I recommend reading Appendix A of the Bard paper cited at Wikipedia for further implementation details.

## Comparing all pairs: naive computation of pairwise distances

Therefore, the naive algorithm of computing the edit distance between each pair of strings will take $O(N^2 MT)$ time and $O(M)$ space.

However, for real-world problems of the sort you mentioned, this naive algorithm is typically not optimal. If $T$ is fairly small, there are much better algorithms; the best algorithm depends heavily on $T$. But since you haven't specified $T$ in your question, you haven't provided us enough information to suggest a specific algorithm.

## Comparing all pairs: better data structures

A related problem is: given the set of $N$ strings, compute a data structure that allows us to quickly find the closest one in the set to any given string (under edit distance as our measure of "closeness"). There is lots of theoretical work on this problem, e.g., using BK-trees, Levenshtein automata, and many other techniques. See especially Efficient map data structure supporting approximate lookup and https://cstheory.stackexchange.com/q/4165/5038 for an entry into the literature.

In your case, this might be overkill, though.

## The case where $T=1$: sorting

In the special case where $T=1$, there is a clean algorithm. In other words, we want to consider two strings $X,Y$ if their edit distance is $1$ (i.e., $X$ can be transformed into $Y$ with a single insertion, deletion, or substitution, transposition).

Notice that if $d(X,Y)=1$, then the single difference must appear in either the first half of the string or in the last half of the string. In other words, either the first half of $X$ matches the first half of $Y$ (they have a long matching prefix), or the second half of $X$ matches the second half of $Y$ (they have a long matching suffix).

This immediately suggests a nice two-stage algorithm:

1. Sort the entire list of strings. For each string $X$, enumerate all other strings $Y$ that agree with $Y$ in its first half and check whether any of them are at edit distance $1$ from $X$. This can be done through a linear scan of a short contiguous stretch of the sorted list, and the start and end of that stretch can be found quickly with binary search.

2. Next, reverse all the strings and do the same thing again.

(Note that you need to be a little bit careful about the definition of "half" above, to take into account that $X,Y$ might differ in their length. However these pesky details can be easily worked out with a little bit of care.)

The space requirement is $O(N)$. Sorting takes $O(N \lg N)$ time. If you're lucky and the strings are fairly random, then hopefully each string will have only a small number of other candidates that match in the first half or last half. If this is the case, the running time might be in the vicinity $O(N \lg N)$.

Does this generalize to $T>1$? Maybe, but it gets messier.

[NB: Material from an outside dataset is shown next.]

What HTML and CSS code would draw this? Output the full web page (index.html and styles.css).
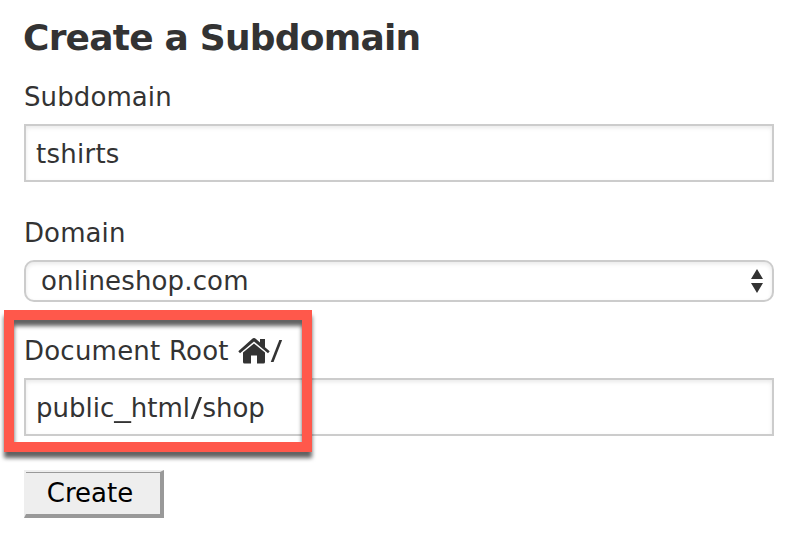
FILE: index.html
```html
<!DOCTYPE html>
<html lang="en">
<head>
<meta charset="utf-8">
<title>Create a Subdomain</title>
<link rel="stylesheet" href="styles.css">
</head>
<body>
<main class="form">
  <h1 class="title"><span>Create a Subdomain</span></h1>
  <section class="group">
    <div class="label">Subdomain</div>
    <div class="input"><span class="t-sub">tshirts</span></div>
  </section>
  <section class="group">
    <div class="label">Domain</div>
    <div class="select"><span class="t-dom">onlineshop.com</span>
      <svg class="arrows" width="14" height="26" viewBox="0 0 14 26"><path d="M7 1 13 11H1zM7 25 1 15H13z" fill="#333"/></svg>
    </div>
  </section>
  <section class="group root">
    <div class="label"><span class="t-root">Document Root</span>
      <svg class="home" width="32" height="26" viewBox="0 0 32 26" fill="#333"><path d="M16 0Q17 0 18 1L22 4.600V1H27V9.200L31.700 13.200 30 15.300 16 3.600 2 15.300 .3 13.200 14 1Q15 0 16 0Z"/><path d="M16 5.500 27 14.600V24Q27 25.500 25.500 25.500H19V17.500H13V25.500H6.500Q5 25.500 5 24V14.600Z"/></svg><span class="slash">/</span>
    </div>
    <div class="input"><span class="t-path">public<span class="wide">_</span>html<span class="wide">/</span>shop</span></div>
    <div class="highlight"></div>
  </section>
  <button class="button" type="button"><span>Create</span></button>
</main>
</body>
</html>
```
FILE: styles.css
```css
* { box-sizing: border-box; }
body {
  margin: 0;
  background: #fff;
  color: #333;
  font: 26px/32px "DejaVu Sans", Verdana, sans-serif;
}
.form { width: 774px; padding: 16px 0 0 24px; }
.title { margin: 0 0 21px -1px; font-size: 36px; line-height: 44px; font-weight: bold; white-space: nowrap; }
.title span { letter-spacing: -0.78px; }
.group { position: relative; margin-bottom: 35px; }
.group:nth-of-type(2) { margin-bottom: 33px; }
.label { display: flex; align-items: center; height: 32px; margin-bottom: 11px; letter-spacing: .1px; white-space: nowrap; }
.t-root { letter-spacing: .22px; }
.t-sub { letter-spacing: .25px; }
.t-dom { letter-spacing: .15px; }
.input {
  display: flex;
  align-items: center;
  height: 58px;
  padding: 2px 10px 0;
  border: 2px solid #ccc;
  box-shadow: inset 0 2px 4px rgba(0, 0, 0, .09);
}
.select {
  display: flex;
  align-items: center;
  justify-content: space-between;
  height: 42px;
  padding: 0 8px 0 15px;
  border: 2px solid #ccc;
  border-radius: 10px;
  box-shadow: inset 0 2px 4px rgba(0, 0, 0, .09);
}
.home { margin-left: 9px; }
.slash { display: inline-block; margin-left: 2px; transform: scaleX(1.3); }
.wide { display: inline-block; margin: 0 1.8px; transform: scaleX(1.28); }
.root { margin-bottom: 34px; }
.highlight {
  position: absolute;
  top: -25px;
  left: -20px;
  width: 308px;
  height: 142px;
  border: 10px solid #ff584b;
  filter: drop-shadow(0 6px 2px rgba(0, 0, 0, .62));
}
.button {
  display: block;
  width: 140px;
  height: 48px;
  margin: 0;
  padding: 0 6px 0 0;
  border: solid;
  border-width: 2px 4px 4px 2px;
  border-color: #eee #999 #999 #eee;
  background: #eee;
  box-shadow: inset 0 1px 0 #999;
  color: #000;
  font: inherit;
}
```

One way to try to generalize is to split the string into $T+1$ equal-length segments, and note that if $d(X,Y)\le T$, then there must be some segment where they match. However, this runs into messy details because the length of $X$ might differ from the length of $Y$. Therefore, if $T>1$, I don't recommend this approach.

Another way to try to generalize is to break each string down into different fields: say the street address, the city, the country, the postal code. Now if two addresses $X,Y$ have edit distance $\le 2$, then either (a) some field of $X$ is at edit distance $2$ from $Y$, and all other fields match exactly, or (b) there are two fields where they have edit distance $1$, and all other fields match exactly. You can find all matches of type (a) by, for each field, building a hashtable keyed on everything but that field; now any two strings that match will be mapped to the same hash bucket, so you just need to solve the problem separately for each bucket. You can also find all matches of type (b) similarly. This might be more promising, depending upon the structure of your problem.

## Pragmatics

In practice, there are some techniques that I suspect will probably be helpful. One is to try to use spell-correction on each field of the address first, and then use the spell-corrected addresses to look for duplicates (confirming them by reference to the original value).

Another possible heuristic might be to map each address to geographical coordinates on the sphere, and look for pairs of addresses that are locally very near each other. This won't detect typos in (say) the country or state, but it might be helpful in detecting typos in (say) street address, by reducing the set of pairwise comparisons you need to make.

## Other resources

You might also like to look into the literature on how to build fast spell checkers, as that is a closely related problem. Take a look at Peter Norvig's article on that problem: http://norvig.com/spell-correct.html

• Why was this demoted? It seems like a perfectly reasonable answer. – Ari Trachtenberg Jun 10 '14 at 13:27
• Not sure why someone downvoted your elaborate answer. In any case, I did link to the Wikipedia article, and I was talking about a different algorithm (Damerau Levenshtein distance) which is not exactly the same as the edit distance page on Wikipedia. The sole reason I was asking the question here is that the Wikipedia articles are very confusing. e.g. in the en.wikipedia.org/wiki/Damerau%E2%80%93Levenshtein_distance page (which I link to in the question) it is mentioned it can be improved to O(M*N) "Using the ideas of Lowrance and Wagner" without explicitly stating what are N and M, etc – Eran Medan Jun 10 '14 at 15:51
• @EranMedan, thank you. I've revised my answer to talk about Damerau-Levenshtein edit distance. The fact that you were interested in Damerau-Levenshtein distance rather than Levenshtein distance was not clear from the question (for one thing, it wasn't mentioned at all in the question; it only appears in the title). Anyway, my answer now focuses on what you were looking for. Also, it would have helped if you had provided the context you mention in your comment, in the question. This would be a great opportunity to edit your question to incorporate this additional context. – D.W. Jun 10 '14 at 23:33
• @D.W. Thanks, will edit the question, all good points, sorry for the confusion – Eran Medan Jun 11 '14 at 1:42
• One technique to speed up the naive algorithm is to sort strings alphanumerically, fill the matrix of string pairs row by row and re-use the still valid parts of the dynamic programming matrix from pair to pair. – Raphael Jun 11 '14 at 6:24

The answer depends on $N$, $M$, and $T$. For example, if $T=M$, then you can determine the answer in constant time (i.e. there is one string, all the rest are duplicates).

The standard dynamic programming solution to the edit-distance problem runs in roughly quadratic time. In theory you can get it down to linear if $T$ is very large; see Lipton's blog for a nice description of the computational complexity of the edit-distance problem.